Humans cannot deal with external temperatures that stay over 35 degrees Celsius. If global temperatures rise by seven degrees, it is suggested that certain areas of the globe would become uninhabitable for humans, resulting in mass migrations.
You’ve also probably noticed that people tend to become more irritable when it gets hotter. You’re not imagining things, statistically people really do become angrier the hotter it gets. And not just on an individual level. This correlation is also seen in civil conflicts. Mix soaring temperatures, lack of water, failing crops and human aggression, and you have the ingredients for serious social issues.
The focus has been on temperature, but we are dealing with a whole plethora of affects. Changes in rainfall patterns and atmospheric composition are all predicted to occur, which in turn affect the lives of everything.

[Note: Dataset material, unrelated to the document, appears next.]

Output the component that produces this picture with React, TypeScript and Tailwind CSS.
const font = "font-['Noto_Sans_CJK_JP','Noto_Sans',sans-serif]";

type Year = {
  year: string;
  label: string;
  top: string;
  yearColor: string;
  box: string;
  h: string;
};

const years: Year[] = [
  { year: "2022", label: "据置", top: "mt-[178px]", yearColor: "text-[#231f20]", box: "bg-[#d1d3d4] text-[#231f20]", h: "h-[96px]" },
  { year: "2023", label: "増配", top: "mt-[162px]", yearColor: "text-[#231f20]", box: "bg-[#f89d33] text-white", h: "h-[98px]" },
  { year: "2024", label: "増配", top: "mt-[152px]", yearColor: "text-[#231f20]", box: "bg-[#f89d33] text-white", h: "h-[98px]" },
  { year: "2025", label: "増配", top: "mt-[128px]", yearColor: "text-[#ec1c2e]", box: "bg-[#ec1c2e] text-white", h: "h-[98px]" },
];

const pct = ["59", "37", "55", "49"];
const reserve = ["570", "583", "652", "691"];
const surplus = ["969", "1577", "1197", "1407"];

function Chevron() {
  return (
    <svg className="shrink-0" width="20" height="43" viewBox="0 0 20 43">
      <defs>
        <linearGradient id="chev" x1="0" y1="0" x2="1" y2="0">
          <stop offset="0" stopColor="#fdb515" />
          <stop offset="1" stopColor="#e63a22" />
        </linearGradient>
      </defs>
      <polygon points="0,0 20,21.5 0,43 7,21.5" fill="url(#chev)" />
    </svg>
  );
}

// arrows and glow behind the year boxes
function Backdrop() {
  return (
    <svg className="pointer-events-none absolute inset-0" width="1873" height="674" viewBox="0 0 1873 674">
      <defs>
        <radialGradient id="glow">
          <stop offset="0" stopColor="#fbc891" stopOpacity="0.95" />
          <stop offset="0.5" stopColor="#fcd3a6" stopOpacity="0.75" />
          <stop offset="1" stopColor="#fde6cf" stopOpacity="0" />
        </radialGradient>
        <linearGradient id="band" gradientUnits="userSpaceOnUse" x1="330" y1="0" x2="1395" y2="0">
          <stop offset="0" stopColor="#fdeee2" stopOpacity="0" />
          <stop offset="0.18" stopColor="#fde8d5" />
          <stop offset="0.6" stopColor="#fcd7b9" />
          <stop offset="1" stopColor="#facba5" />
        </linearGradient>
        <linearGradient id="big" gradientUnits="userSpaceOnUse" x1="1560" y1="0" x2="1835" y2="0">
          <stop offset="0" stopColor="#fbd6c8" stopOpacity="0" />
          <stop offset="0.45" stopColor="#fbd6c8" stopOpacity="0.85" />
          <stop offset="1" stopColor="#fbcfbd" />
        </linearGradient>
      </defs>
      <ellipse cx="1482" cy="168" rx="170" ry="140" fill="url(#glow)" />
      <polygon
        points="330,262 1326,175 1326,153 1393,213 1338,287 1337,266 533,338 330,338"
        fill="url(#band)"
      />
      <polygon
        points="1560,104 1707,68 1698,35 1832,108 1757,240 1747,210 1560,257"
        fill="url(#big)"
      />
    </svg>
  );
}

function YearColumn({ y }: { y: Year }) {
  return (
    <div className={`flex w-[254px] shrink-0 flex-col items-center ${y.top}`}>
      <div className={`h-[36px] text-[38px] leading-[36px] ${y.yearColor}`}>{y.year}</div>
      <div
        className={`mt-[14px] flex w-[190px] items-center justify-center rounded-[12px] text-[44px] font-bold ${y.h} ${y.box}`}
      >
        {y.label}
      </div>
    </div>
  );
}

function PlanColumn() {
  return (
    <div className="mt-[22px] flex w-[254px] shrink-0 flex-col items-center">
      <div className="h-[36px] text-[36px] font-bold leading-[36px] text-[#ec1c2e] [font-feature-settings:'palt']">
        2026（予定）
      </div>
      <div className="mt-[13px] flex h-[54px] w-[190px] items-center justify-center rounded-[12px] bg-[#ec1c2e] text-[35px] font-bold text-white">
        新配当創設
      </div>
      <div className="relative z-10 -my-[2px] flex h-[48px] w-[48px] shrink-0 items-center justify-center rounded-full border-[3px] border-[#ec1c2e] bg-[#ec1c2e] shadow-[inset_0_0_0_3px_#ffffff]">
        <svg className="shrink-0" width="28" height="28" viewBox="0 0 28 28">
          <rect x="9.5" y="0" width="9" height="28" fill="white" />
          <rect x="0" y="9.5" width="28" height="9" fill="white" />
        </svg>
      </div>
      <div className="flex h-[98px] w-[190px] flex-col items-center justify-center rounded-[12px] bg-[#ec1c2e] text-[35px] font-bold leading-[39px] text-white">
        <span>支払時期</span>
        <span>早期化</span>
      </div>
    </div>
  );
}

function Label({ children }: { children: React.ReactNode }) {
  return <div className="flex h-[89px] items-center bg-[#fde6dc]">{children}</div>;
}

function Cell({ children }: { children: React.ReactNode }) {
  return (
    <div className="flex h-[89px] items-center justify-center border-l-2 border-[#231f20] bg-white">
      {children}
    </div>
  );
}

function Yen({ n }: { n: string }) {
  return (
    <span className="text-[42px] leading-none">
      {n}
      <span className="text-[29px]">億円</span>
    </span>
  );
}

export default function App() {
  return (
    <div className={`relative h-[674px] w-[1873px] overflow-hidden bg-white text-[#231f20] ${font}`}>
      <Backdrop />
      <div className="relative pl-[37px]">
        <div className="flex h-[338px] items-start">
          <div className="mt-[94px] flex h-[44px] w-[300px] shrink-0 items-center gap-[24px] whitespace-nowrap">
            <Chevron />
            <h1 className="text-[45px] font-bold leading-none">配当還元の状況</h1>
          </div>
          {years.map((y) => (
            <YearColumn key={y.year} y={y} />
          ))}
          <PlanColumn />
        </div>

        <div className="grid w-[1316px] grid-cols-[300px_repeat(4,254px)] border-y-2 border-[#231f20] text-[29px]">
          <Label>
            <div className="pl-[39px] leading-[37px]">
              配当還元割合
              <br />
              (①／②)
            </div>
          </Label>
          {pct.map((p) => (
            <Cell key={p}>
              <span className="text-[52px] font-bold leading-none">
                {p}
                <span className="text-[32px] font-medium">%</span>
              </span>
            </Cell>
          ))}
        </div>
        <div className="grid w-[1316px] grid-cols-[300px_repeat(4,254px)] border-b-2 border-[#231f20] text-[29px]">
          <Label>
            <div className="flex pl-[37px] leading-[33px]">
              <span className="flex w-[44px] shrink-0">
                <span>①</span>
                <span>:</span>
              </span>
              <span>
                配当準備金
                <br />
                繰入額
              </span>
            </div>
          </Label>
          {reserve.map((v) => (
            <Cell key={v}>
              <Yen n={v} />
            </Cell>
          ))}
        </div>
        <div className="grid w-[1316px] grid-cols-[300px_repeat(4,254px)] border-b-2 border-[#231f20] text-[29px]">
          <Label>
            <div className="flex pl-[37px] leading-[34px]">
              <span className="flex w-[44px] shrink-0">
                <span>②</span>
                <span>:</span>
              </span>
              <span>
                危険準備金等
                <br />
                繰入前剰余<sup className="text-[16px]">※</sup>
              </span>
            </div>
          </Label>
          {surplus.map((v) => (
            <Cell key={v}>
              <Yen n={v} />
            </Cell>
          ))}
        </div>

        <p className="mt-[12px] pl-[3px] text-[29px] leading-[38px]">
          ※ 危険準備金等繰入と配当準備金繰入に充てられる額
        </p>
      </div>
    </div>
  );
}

Ranges of birds and butterflies are fluctuating, bird migrations and nesting times are changing, and some studies even suggest that animal behaviour is evolving to deal with their new conditions. Studies of zebra finches suggest that parents sing a special “heat song” to their eggs that seems to result in smaller adult body sizes when the chicks reach adulthood. Smaller body sizes deal with heat better than larger ones.
The scary thing is that we don’t fully know what will happen. All we know is that something is occurring, and we are (mostly) to blame. And we all better do something, even if it is as simple as cutting down your car usage, because the elephant in the room is getting uncomfortably warm.